* [Task goal] Type out every line below exactly as it reads.

[begin Data segment]

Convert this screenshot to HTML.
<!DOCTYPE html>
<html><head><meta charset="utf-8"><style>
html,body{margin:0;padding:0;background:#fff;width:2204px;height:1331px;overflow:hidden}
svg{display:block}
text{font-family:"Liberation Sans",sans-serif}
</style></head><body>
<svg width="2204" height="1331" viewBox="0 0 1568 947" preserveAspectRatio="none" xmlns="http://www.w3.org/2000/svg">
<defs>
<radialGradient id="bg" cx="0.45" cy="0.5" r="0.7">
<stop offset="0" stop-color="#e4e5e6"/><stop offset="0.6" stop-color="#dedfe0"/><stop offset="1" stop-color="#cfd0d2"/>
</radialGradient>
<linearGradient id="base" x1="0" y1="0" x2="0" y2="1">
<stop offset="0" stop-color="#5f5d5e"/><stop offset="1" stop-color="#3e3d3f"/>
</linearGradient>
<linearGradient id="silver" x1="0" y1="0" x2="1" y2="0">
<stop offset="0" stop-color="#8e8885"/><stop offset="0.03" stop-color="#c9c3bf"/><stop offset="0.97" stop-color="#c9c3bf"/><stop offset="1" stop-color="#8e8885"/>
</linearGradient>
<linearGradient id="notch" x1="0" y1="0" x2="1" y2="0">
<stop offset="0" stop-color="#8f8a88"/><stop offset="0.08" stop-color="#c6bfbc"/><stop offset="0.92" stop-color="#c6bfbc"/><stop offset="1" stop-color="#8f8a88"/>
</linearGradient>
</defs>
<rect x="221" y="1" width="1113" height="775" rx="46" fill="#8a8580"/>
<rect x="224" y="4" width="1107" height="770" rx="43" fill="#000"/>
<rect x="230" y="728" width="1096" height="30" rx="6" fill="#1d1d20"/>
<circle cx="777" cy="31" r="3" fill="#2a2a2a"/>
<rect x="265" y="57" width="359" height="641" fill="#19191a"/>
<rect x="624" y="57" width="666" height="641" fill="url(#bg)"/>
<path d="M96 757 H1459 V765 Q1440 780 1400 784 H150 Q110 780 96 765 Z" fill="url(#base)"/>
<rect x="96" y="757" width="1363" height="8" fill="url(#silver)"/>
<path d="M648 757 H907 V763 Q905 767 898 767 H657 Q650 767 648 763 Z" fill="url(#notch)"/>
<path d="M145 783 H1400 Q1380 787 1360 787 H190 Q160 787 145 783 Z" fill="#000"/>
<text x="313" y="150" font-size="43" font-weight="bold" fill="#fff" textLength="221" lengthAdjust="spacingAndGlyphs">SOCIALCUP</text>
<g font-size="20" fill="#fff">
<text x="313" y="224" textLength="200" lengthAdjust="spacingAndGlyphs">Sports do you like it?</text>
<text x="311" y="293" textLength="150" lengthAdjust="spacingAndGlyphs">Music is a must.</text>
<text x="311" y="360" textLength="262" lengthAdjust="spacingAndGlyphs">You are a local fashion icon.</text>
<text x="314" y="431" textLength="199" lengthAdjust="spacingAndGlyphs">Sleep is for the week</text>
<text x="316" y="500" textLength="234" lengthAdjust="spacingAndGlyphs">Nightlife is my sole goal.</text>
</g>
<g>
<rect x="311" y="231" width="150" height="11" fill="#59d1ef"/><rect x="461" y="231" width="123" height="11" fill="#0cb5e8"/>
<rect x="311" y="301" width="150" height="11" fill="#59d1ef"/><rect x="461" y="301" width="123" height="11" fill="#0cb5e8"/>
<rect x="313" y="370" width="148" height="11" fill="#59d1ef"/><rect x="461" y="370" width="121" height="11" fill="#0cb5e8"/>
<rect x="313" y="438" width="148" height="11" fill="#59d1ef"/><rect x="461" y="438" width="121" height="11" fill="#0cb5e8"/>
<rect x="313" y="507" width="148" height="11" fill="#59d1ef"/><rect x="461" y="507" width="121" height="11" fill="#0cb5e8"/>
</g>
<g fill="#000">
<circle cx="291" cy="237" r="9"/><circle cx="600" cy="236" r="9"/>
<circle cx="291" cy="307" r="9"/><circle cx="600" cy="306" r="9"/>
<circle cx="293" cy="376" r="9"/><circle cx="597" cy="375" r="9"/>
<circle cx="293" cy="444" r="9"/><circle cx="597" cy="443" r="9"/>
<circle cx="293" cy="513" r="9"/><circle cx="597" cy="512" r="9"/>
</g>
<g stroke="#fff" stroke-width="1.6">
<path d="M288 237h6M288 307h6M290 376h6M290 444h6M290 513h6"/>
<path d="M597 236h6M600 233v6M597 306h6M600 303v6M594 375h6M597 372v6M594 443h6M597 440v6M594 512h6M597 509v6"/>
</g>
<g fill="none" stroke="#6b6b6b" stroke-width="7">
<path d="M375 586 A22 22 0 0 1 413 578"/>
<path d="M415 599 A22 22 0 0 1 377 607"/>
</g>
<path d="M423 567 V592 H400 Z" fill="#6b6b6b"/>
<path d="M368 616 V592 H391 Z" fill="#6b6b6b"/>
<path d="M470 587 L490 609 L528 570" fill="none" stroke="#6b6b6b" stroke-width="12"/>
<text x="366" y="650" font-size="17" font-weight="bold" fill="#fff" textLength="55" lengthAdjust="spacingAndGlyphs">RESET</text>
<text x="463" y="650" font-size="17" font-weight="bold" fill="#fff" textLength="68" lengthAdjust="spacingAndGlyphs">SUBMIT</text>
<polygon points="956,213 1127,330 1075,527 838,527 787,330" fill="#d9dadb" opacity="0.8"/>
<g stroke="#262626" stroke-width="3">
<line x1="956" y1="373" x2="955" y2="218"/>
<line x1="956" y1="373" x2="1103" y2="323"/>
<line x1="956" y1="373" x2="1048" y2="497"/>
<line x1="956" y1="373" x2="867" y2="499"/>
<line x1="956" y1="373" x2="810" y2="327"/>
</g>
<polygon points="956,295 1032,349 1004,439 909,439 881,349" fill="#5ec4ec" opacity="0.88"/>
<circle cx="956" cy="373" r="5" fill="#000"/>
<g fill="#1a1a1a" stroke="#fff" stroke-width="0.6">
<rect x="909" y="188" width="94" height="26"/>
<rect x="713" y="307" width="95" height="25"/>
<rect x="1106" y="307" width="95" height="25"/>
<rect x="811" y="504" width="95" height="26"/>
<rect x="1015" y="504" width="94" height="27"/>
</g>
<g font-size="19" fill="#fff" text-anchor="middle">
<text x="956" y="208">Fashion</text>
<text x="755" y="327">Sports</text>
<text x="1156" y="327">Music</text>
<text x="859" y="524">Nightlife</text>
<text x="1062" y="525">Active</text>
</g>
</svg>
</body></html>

[end Data segment]

* [Reply]
Convert this screenshot to HTML.
<!DOCTYPE html>
<html><head><meta charset="utf-8"><style>
html,body{margin:0;padding:0;background:#fff;width:2204px;height:1331px;overflow:hidden}
svg{display:block}
text{font-family:"Liberation Sans",sans-serif}
</style></head><body>
<svg width="2204" height="1331" viewBox="0 0 1568 947" preserveAspectRatio="none" xmlns="http://www.w3.org/2000/svg">
<defs>
<radialGradient id="bg" cx="0.45" cy="0.5" r="0.7">
<stop offset="0" stop-color="#e4e5e6"/><stop offset="0.6" stop-color="#dedfe0"/><stop offset="1" stop-color="#cfd0d2"/>
</radialGradient>
<linearGradient id="base" x1="0" y1="0" x2="0" y2="1">
<stop offset="0" stop-color="#5f5d5e"/><stop offset="1" stop-color="#3e3d3f"/>
</linearGradient>
<linearGradient id="silver" x1="0" y1="0" x2="1" y2="0">
<stop offset="0" stop-color="#8e8885"/><stop offset="0.03" stop-color="#c9c3bf"/><stop offset="0.97" stop-color="#c9c3bf"/><stop offset="1" stop-color="#8e8885"/>
</linearGradient>
<linearGradient id="notch" x1="0" y1="0" x2="1" y2="0">
<stop offset="0" stop-color="#8f8a88"/><stop offset="0.08" stop-color="#c6bfbc"/><stop offset="0.92" stop-color="#c6bfbc"/><stop offset="1" stop-color="#8f8a88"/>
</linearGradient>
</defs>
<rect x="221" y="1" width="1113" height="775" rx="46" fill="#8a8580"/>
<rect x="224" y="4" width="1107" height="770" rx="43" fill="#000"/>
<rect x="230" y="728" width="1096" height="30" rx="6" fill="#1d1d20"/>
<circle cx="777" cy="31" r="3" fill="#2a2a2a"/>
<rect x="265" y="57" width="359" height="641" fill="#19191a"/>
<rect x="624" y="57" width="666" height="641" fill="url(#bg)"/>
<path d="M96 757 H1459 V765 Q1440 780 1400 784 H150 Q110 780 96 765 Z" fill="url(#base)"/>
<rect x="96" y="757" width="1363" height="8" fill="url(#silver)"/>
<path d="M648 757 H907 V763 Q905 767 898 767 H657 Q650 767 648 763 Z" fill="url(#notch)"/>
<path d="M145 783 H1400 Q1380 787 1360 787 H190 Q160 787 145 783 Z" fill="#000"/>
<text x="313" y="150" font-size="43" font-weight="bold" fill="#fff" textLength="221" lengthAdjust="spacingAndGlyphs">SOCIALCUP</text>
<g font-size="20" fill="#fff">
<text x="313" y="224" textLength="200" lengthAdjust="spacingAndGlyphs">Sports do you like it?</text>
<text x="311" y="293" textLength="150" lengthAdjust="spacingAndGlyphs">Music is a must.</text>
<text x="311" y="360" textLength="262" lengthAdjust="spacingAndGlyphs">You are a local fashion icon.</text>
<text x="314" y="431" textLength="199" lengthAdjust="spacingAndGlyphs">Sleep is for the week</text>
<text x="316" y="500" textLength="234" lengthAdjust="spacingAndGlyphs">Nightlife is my sole goal.</text>
</g>
<g>
<rect x="311" y="231" width="150" height="11" fill="#59d1ef"/><rect x="461" y="231" width="123" height="11" fill="#0cb5e8"/>
<rect x="311" y="301" width="150" height="11" fill="#59d1ef"/><rect x="461" y="301" width="123" height="11" fill="#0cb5e8"/>
<rect x="313" y="370" width="148" height="11" fill="#59d1ef"/><rect x="461" y="370" width="121" height="11" fill="#0cb5e8"/>
<rect x="313" y="438" width="148" height="11" fill="#59d1ef"/><rect x="461" y="438" width="121" height="11" fill="#0cb5e8"/>
<rect x="313" y="507" width="148" height="11" fill="#59d1ef"/><rect x="461" y="507" width="121" height="11" fill="#0cb5e8"/>
</g>
<g fill="#000">
<circle cx="291" cy="237" r="9"/><circle cx="600" cy="236" r="9"/>
<circle cx="291" cy="307" r="9"/><circle cx="600" cy="306" r="9"/>
<circle cx="293" cy="376" r="9"/><circle cx="597" cy="375" r="9"/>
<circle cx="293" cy="444" r="9"/><circle cx="597" cy="443" r="9"/>
<circle cx="293" cy="513" r="9"/><circle cx="597" cy="512" r="9"/>
</g>
<g stroke="#fff" stroke-width="1.6">
<path d="M288 237h6M288 307h6M290 376h6M290 444h6M290 513h6"/>
<path d="M597 236h6M600 233v6M597 306h6M600 303v6M594 375h6M597 372v6M594 443h6M597 440v6M594 512h6M597 509v6"/>
</g>
<g fill="none" stroke="#6b6b6b" stroke-width="7">
<path d="M375 586 A22 22 0 0 1 413 578"/>
<path d="M415 599 A22 22 0 0 1 377 607"/>
</g>
<path d="M423 567 V592 H400 Z" fill="#6b6b6b"/>
<path d="M368 616 V592 H391 Z" fill="#6b6b6b"/>
<path d="M470 587 L490 609 L528 570" fill="none" stroke="#6b6b6b" stroke-width="12"/>
<text x="366" y="650" font-size="17" font-weight="bold" fill="#fff" textLength="55" lengthAdjust="spacingAndGlyphs">RESET</text>
<text x="463" y="650" font-size="17" font-weight="bold" fill="#fff" textLength="68" lengthAdjust="spacingAndGlyphs">SUBMIT</text>
<polygon points="956,213 1127,330 1075,527 838,527 787,330" fill="#d9dadb" opacity="0.8"/>
<g stroke="#262626" stroke-width="3">
<line x1="956" y1="373" x2="955" y2="218"/>
<line x1="956" y1="373" x2="1103" y2="323"/>
<line x1="956" y1="373" x2="1048" y2="497"/>
<line x1="956" y1="373" x2="867" y2="499"/>
<line x1="956" y1="373" x2="810" y2="327"/>
</g>
<polygon points="956,295 1032,349 1004,439 909,439 881,349" fill="#5ec4ec" opacity="0.88"/>
<circle cx="956" cy="373" r="5" fill="#000"/>
<g fill="#1a1a1a" stroke="#fff" stroke-width="0.6">
<rect x="909" y="188" width="94" height="26"/>
<rect x="713" y="307" width="95" height="25"/>
<rect x="1106" y="307" width="95" height="25"/>
<rect x="811" y="504" width="95" height="26"/>
<rect x="1015" y="504" width="94" height="27"/>
</g>
<g font-size="19" fill="#fff" text-anchor="middle">
<text x="956" y="208">Fashion</text>
<text x="755" y="327">Sports</text>
<text x="1156" y="327">Music</text>
<text x="859" y="524">Nightlife</text>
<text x="1062" y="525">Active</text>
</g>
</svg>
</body></html>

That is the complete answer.